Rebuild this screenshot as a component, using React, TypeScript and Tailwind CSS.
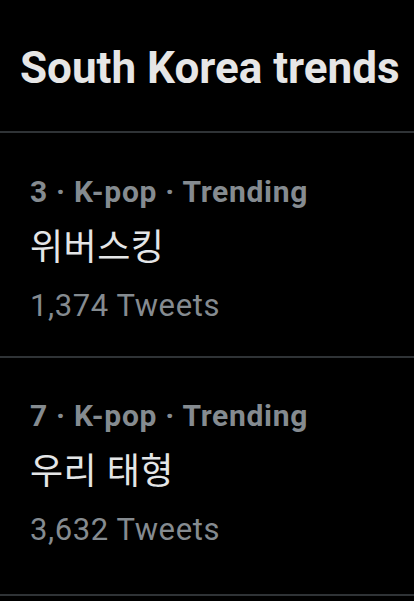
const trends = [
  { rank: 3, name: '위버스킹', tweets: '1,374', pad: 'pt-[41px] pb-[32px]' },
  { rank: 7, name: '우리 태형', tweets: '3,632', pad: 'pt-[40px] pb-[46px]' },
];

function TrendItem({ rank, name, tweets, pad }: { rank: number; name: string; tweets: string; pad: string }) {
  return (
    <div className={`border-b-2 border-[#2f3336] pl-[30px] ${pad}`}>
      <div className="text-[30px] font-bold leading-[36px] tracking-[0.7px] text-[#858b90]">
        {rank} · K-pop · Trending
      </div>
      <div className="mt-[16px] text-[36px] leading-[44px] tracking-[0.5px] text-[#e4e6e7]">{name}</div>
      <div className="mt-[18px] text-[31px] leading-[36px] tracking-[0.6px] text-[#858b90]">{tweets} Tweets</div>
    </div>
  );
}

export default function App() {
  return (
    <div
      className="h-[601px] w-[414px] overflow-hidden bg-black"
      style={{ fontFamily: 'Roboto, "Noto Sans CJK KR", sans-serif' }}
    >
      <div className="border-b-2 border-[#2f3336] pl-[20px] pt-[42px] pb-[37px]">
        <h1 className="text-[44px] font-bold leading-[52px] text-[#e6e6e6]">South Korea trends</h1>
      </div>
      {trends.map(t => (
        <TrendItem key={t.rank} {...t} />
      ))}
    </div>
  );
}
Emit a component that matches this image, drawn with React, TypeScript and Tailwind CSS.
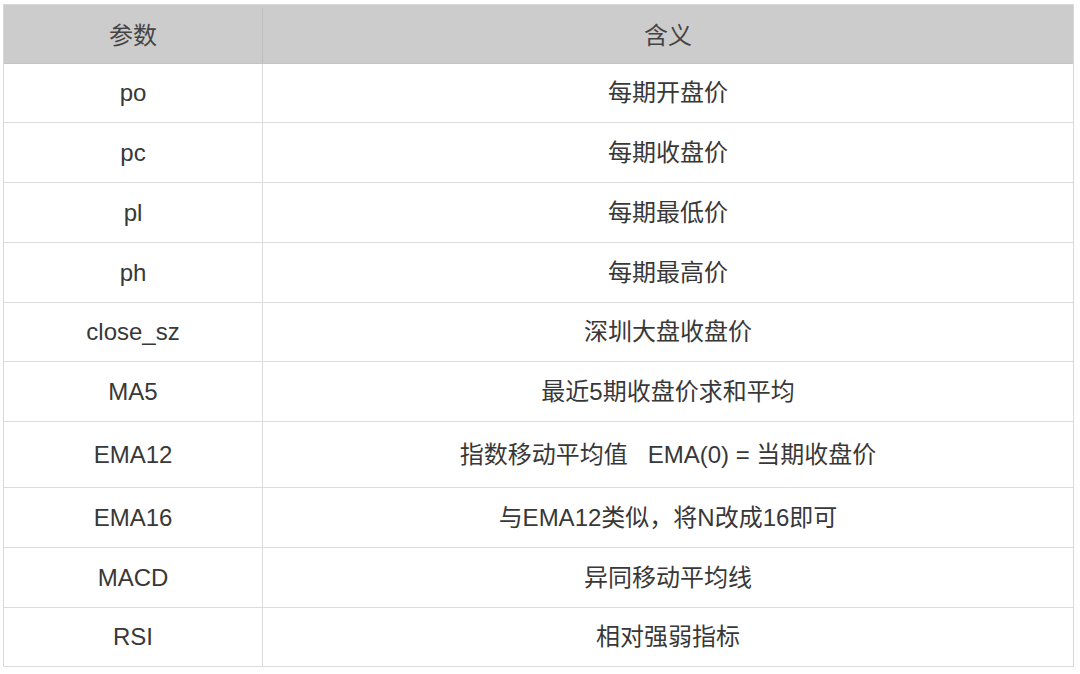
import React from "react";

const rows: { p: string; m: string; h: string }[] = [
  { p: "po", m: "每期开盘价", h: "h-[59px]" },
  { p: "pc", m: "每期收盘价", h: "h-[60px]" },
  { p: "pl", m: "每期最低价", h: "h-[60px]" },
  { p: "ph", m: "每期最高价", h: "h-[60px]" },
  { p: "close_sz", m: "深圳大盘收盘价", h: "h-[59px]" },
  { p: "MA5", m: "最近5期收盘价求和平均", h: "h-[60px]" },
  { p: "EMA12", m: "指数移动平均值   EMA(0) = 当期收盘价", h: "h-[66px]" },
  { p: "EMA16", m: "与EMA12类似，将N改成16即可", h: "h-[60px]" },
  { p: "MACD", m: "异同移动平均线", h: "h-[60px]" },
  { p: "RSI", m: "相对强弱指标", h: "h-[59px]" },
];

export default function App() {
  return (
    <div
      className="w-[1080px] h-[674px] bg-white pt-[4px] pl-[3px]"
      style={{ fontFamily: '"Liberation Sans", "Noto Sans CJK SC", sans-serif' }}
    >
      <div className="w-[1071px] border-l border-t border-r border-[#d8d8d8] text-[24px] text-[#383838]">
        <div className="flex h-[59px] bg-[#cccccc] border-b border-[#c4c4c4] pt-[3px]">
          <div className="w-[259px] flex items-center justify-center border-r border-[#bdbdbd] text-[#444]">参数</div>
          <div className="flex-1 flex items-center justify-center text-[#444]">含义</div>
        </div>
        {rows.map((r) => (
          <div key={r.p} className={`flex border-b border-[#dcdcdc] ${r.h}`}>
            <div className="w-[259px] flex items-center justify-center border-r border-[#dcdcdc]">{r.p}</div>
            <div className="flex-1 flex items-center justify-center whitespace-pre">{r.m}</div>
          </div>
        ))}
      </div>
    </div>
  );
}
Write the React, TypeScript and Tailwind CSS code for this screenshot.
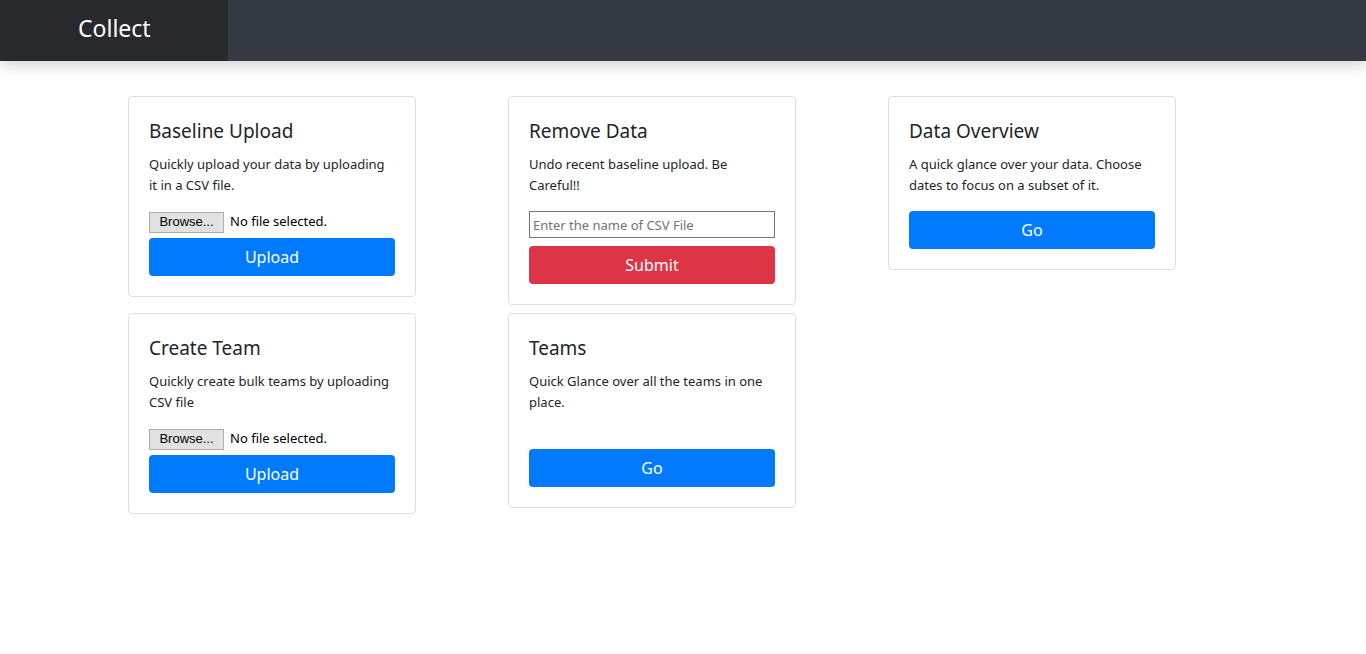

◆ ◆ ◆ ◆

Without the pictures, please reproduce each line of the listing above exactly, from the first one through the line bearing "import React from".

Rebuild this screenshot as a component, using React, TypeScript and Tailwind CSS.
const trends = [
  { rank: 3, name: '위버스킹', tweets: '1,374', pad: 'pt-[41px] pb-[32px]' },
  { rank: 7, name: '우리 태형', tweets: '3,632', pad: 'pt-[40px] pb-[46px]' },
];

function TrendItem({ rank, name, tweets, pad }: { rank: number; name: string; tweets: string; pad: string }) {
  return (
    <div className={`border-b-2 border-[#2f3336] pl-[30px] ${pad}`}>
      <div className="text-[30px] font-bold leading-[36px] tracking-[0.7px] text-[#858b90]">
        {rank} · K-pop · Trending
      </div>
      <div className="mt-[16px] text-[36px] leading-[44px] tracking-[0.5px] text-[#e4e6e7]">{name}</div>
      <div className="mt-[18px] text-[31px] leading-[36px] tracking-[0.6px] text-[#858b90]">{tweets} Tweets</div>
    </div>
  );
}

export default function App() {
  return (
    <div
      className="h-[601px] w-[414px] overflow-hidden bg-black"
      style={{ fontFamily: 'Roboto, "Noto Sans CJK KR", sans-serif' }}
    >
      <div className="border-b-2 border-[#2f3336] pl-[20px] pt-[42px] pb-[37px]">
        <h1 className="text-[44px] font-bold leading-[52px] text-[#e6e6e6]">South Korea trends</h1>
      </div>
      {trends.map(t => (
        <TrendItem key={t.rank} {...t} />
      ))}
    </div>
  );
}
Emit a component that matches this image, drawn with React, TypeScript and Tailwind CSS.
import React from "react";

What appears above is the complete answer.